> [WORK TO COMPLETE]: Find the line containing "Output the component" and copy it exactly, along with every line after it up to and including the line containing "59, 60, 51];". Copy nothing else.

-- BEGIN TASK MATERIAL --

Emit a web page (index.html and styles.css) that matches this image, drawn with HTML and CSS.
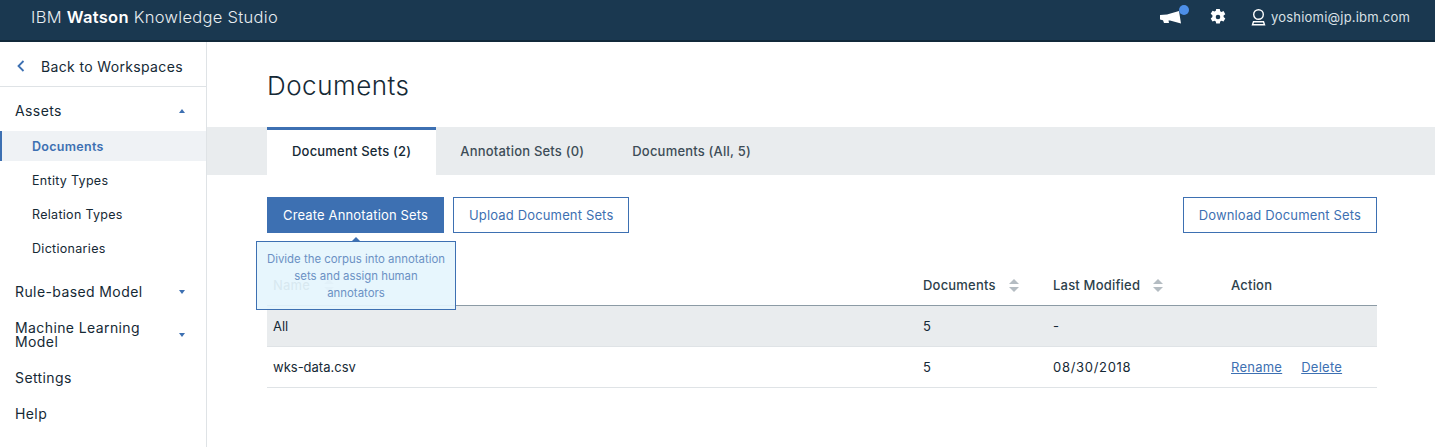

-- END TASK MATERIAL --
-- BEGIN TASK MATERIAL --

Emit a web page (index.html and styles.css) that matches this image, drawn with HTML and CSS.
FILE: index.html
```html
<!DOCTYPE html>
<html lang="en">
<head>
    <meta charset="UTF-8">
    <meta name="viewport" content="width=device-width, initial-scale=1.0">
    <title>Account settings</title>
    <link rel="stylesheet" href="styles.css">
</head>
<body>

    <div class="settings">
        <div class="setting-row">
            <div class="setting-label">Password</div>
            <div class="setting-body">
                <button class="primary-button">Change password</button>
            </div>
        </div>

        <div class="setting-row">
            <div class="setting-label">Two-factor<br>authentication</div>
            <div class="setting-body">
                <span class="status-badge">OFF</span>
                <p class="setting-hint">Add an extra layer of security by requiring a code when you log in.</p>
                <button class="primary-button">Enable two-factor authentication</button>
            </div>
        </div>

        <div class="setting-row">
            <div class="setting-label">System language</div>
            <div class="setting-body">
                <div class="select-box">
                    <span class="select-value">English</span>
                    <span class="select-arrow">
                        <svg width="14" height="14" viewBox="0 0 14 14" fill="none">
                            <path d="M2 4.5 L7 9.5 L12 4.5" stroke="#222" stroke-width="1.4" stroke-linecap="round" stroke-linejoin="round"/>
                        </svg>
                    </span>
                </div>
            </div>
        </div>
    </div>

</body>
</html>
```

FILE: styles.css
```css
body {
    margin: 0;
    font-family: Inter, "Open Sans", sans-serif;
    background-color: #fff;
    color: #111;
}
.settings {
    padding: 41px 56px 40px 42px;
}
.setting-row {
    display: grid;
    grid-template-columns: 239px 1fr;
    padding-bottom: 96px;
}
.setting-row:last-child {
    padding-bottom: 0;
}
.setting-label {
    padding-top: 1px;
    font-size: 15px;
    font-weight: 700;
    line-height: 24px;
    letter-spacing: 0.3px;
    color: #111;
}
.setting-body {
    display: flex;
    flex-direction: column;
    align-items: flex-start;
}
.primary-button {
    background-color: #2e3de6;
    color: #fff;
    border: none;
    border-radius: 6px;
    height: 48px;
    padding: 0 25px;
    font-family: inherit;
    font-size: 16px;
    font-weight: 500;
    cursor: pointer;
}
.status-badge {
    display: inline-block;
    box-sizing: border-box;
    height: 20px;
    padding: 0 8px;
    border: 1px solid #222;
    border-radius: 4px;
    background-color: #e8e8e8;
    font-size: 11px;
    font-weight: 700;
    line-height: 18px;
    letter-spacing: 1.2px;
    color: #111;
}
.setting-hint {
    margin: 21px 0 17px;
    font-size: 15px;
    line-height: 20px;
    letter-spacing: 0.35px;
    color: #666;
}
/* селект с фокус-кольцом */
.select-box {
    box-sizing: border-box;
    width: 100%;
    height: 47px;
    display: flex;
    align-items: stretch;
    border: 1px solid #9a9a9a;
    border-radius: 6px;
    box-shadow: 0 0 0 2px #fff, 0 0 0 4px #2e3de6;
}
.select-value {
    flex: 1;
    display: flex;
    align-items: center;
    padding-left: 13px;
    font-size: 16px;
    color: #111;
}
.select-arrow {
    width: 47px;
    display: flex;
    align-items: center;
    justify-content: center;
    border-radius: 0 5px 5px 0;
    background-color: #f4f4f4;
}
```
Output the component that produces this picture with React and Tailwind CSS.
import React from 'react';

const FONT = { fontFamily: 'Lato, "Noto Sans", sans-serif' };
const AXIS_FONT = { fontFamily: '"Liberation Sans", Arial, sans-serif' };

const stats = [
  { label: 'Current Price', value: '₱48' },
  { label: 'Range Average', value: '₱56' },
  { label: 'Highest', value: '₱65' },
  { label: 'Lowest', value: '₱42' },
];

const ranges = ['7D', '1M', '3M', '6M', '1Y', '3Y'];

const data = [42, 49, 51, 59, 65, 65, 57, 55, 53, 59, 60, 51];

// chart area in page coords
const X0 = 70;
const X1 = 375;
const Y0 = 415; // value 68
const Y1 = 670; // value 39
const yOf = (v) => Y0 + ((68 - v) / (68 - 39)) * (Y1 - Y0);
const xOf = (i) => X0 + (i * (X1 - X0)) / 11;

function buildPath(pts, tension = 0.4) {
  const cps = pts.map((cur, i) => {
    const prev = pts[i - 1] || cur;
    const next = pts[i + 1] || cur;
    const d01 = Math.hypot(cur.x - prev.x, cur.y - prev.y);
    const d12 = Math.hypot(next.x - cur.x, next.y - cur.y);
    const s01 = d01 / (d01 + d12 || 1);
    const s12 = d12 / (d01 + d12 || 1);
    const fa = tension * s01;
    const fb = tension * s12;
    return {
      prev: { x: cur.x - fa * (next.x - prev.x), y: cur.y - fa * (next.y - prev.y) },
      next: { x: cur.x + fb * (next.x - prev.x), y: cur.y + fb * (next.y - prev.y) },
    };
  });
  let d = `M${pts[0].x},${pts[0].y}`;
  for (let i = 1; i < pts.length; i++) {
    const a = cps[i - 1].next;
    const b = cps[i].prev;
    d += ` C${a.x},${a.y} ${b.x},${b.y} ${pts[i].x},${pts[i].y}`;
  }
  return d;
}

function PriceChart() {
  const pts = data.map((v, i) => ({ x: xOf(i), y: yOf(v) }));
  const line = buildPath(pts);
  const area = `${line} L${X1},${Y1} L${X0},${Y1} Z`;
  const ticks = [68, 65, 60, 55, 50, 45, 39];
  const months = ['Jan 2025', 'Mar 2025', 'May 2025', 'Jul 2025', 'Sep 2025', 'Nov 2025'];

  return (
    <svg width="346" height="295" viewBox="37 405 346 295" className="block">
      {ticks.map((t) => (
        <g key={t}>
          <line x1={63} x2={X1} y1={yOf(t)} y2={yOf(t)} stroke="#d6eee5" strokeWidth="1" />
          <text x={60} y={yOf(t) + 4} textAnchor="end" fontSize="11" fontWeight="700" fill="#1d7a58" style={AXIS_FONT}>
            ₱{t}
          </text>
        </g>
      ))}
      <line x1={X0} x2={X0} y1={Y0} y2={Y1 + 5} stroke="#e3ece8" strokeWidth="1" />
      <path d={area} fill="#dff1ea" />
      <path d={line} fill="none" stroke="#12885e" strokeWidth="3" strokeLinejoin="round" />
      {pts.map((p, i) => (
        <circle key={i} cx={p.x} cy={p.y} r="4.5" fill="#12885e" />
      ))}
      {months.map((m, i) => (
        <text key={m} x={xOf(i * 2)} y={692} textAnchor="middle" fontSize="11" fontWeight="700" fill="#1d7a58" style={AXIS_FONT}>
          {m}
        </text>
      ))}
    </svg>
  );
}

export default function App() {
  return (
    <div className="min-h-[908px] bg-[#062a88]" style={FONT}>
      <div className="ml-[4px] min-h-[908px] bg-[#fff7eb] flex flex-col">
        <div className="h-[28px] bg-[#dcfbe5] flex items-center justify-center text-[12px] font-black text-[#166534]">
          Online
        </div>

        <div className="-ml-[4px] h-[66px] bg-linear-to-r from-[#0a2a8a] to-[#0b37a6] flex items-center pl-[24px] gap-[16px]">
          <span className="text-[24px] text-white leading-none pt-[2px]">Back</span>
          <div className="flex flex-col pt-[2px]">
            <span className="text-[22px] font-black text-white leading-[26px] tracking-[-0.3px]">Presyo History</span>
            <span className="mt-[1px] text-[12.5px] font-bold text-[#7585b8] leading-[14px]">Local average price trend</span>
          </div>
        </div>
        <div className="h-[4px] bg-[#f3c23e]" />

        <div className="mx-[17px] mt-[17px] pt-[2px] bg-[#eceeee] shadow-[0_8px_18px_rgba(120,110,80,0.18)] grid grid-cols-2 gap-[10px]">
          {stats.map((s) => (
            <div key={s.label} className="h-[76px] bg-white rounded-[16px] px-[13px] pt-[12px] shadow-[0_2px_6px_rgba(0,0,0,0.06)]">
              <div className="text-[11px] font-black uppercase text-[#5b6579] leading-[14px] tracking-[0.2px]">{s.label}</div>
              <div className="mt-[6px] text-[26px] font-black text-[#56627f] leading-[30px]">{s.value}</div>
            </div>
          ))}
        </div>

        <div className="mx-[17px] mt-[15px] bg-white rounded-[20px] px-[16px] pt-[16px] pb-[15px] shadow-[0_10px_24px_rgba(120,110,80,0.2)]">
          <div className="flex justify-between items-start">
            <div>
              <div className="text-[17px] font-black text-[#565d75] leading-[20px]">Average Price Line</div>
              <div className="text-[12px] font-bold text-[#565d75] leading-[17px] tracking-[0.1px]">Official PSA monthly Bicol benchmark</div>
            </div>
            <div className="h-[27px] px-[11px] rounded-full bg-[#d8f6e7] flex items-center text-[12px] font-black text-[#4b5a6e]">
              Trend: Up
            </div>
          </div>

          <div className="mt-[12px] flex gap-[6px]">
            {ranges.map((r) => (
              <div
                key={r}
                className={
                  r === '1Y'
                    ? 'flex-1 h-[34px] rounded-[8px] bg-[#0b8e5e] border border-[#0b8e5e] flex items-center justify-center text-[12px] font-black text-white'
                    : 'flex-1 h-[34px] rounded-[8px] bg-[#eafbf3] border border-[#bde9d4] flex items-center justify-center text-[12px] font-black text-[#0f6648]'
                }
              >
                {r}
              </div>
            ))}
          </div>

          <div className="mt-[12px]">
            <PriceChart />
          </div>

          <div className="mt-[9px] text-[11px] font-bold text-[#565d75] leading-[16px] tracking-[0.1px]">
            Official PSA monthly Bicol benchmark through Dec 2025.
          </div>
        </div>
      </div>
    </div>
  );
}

-- END TASK MATERIAL --

> [EXERCISE SOLUTION]:
Output the component that produces this picture with React and Tailwind CSS.
import React from 'react';

const FONT = { fontFamily: 'Lato, "Noto Sans", sans-serif' };
const AXIS_FONT = { fontFamily: '"Liberation Sans", Arial, sans-serif' };

const stats = [
  { label: 'Current Price', value: '₱48' },
  { label: 'Range Average', value: '₱56' },
  { label: 'Highest', value: '₱65' },
  { label: 'Lowest', value: '₱42' },
];

const ranges = ['7D', '1M', '3M', '6M', '1Y', '3Y'];

const data = [42, 49, 51, 59, 65, 65, 57, 55, 53, 59, 60, 51];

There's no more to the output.